I see nothing wrong, and lots right about a large bicycle company targeting women and giving women a space in the marketplace to explore cycling without the feelings of intimidation and inhibitions in dealing with a male dominated sport. The Liv/giant store does a lot of things right, but I DO wish Giant would approach women cyclists with more respect and the acknowledgement that Taiwanese women have the ability and the intelligence to approach cycling for its obvious merits and not for the superficiality of the runway.

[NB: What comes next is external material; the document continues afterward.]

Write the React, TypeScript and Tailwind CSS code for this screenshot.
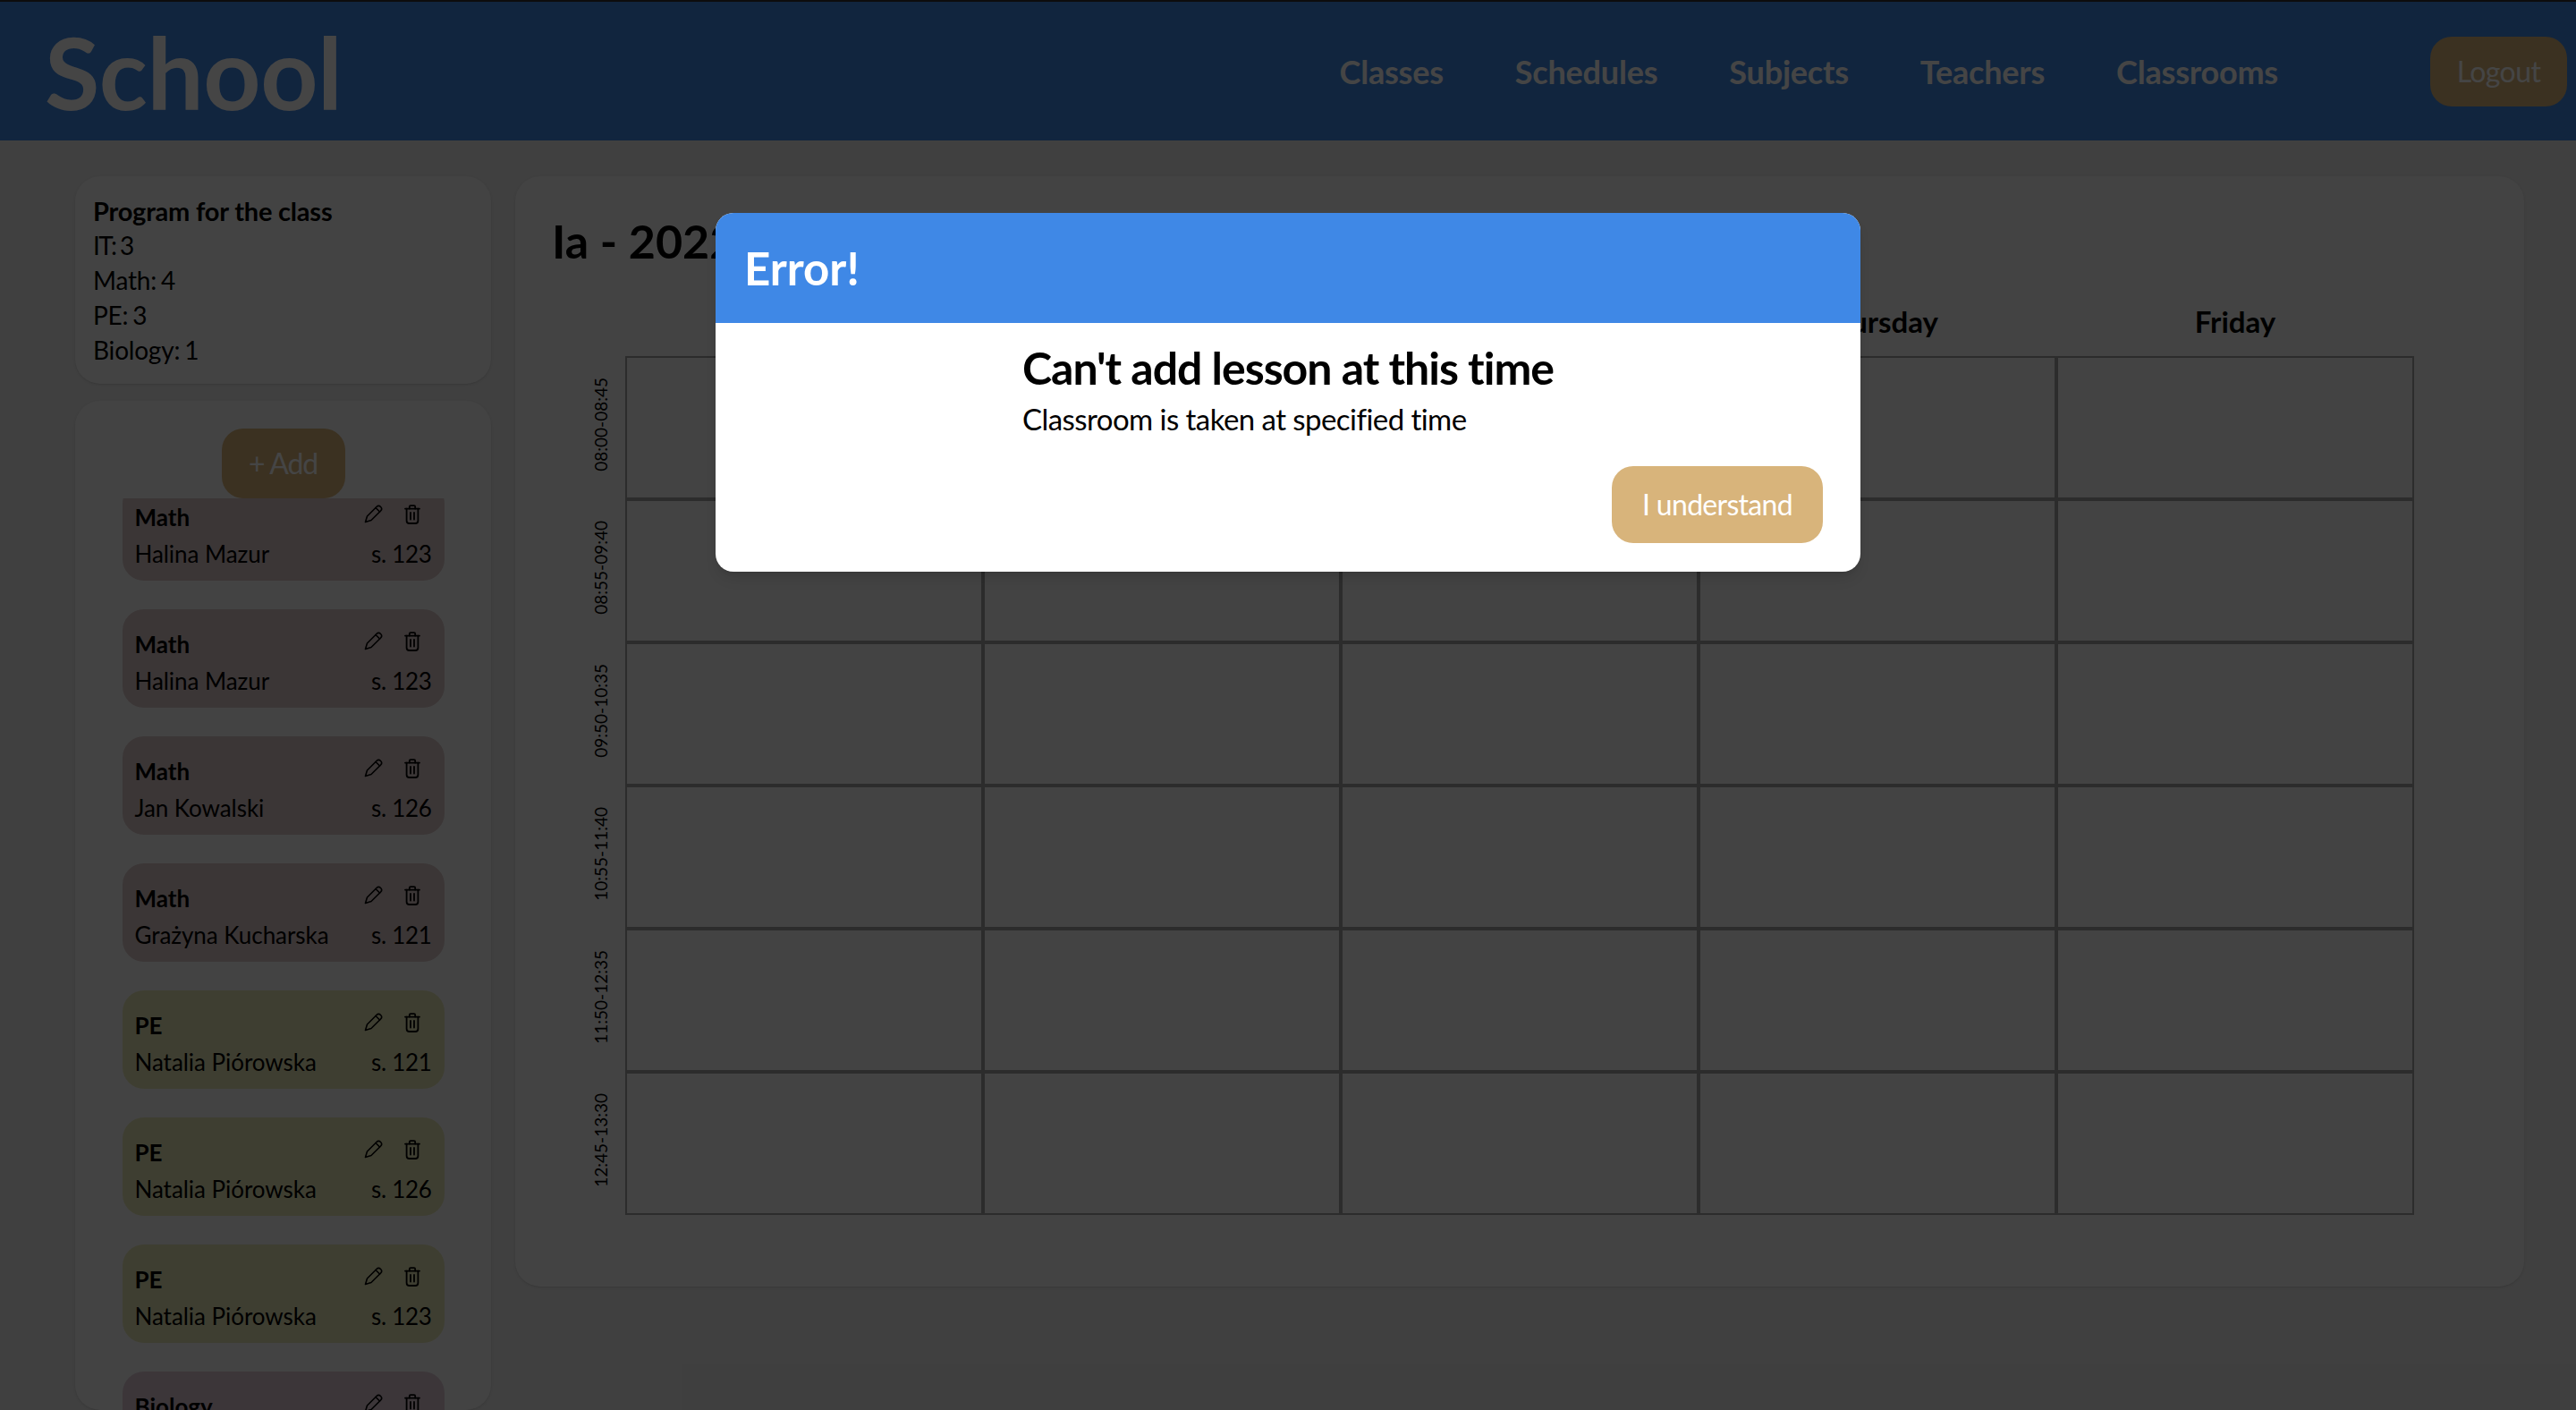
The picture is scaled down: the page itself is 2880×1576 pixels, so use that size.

"Let me tell you what I think of bicycling. I think it has done more to emancipate women than anything else in the world. It gives women a feeling of self-reliance. I stand and rejoice every time I see a woman ride by on a wheel... the picture of free, untrammeled womanhood."-- Susan B. Anthony
She Pedals Magazine
For an excellent alternative in the portrayal of women's cycling, I suggest the approach taken by SHE pedals magazine, a magazine devoted to women's cycling that depicts women cyclists enjoying the sport while maintaining their femininity without falling into a dated male caricature. I picked up a copy in Palm Desert and found it to be a provocative portrayal of the sport. Even in the cover image we see a silhouette postured to display independence and power. Her physique is not waifish, but fit. She is confident and assertive.
I would also suggest picking up a copy of Every Woman's Guide to Cycling: Everything You Need To Know, From Buying Your First Bike To Winning Your First Race by Selene Yeager. It offers more confidence building information for beginning female cyclists than Twiggy. Muscles like those will never get her in a Giant ad, but I bet she can kick some ass on the bike.
Women deserve far better treatment from Giant.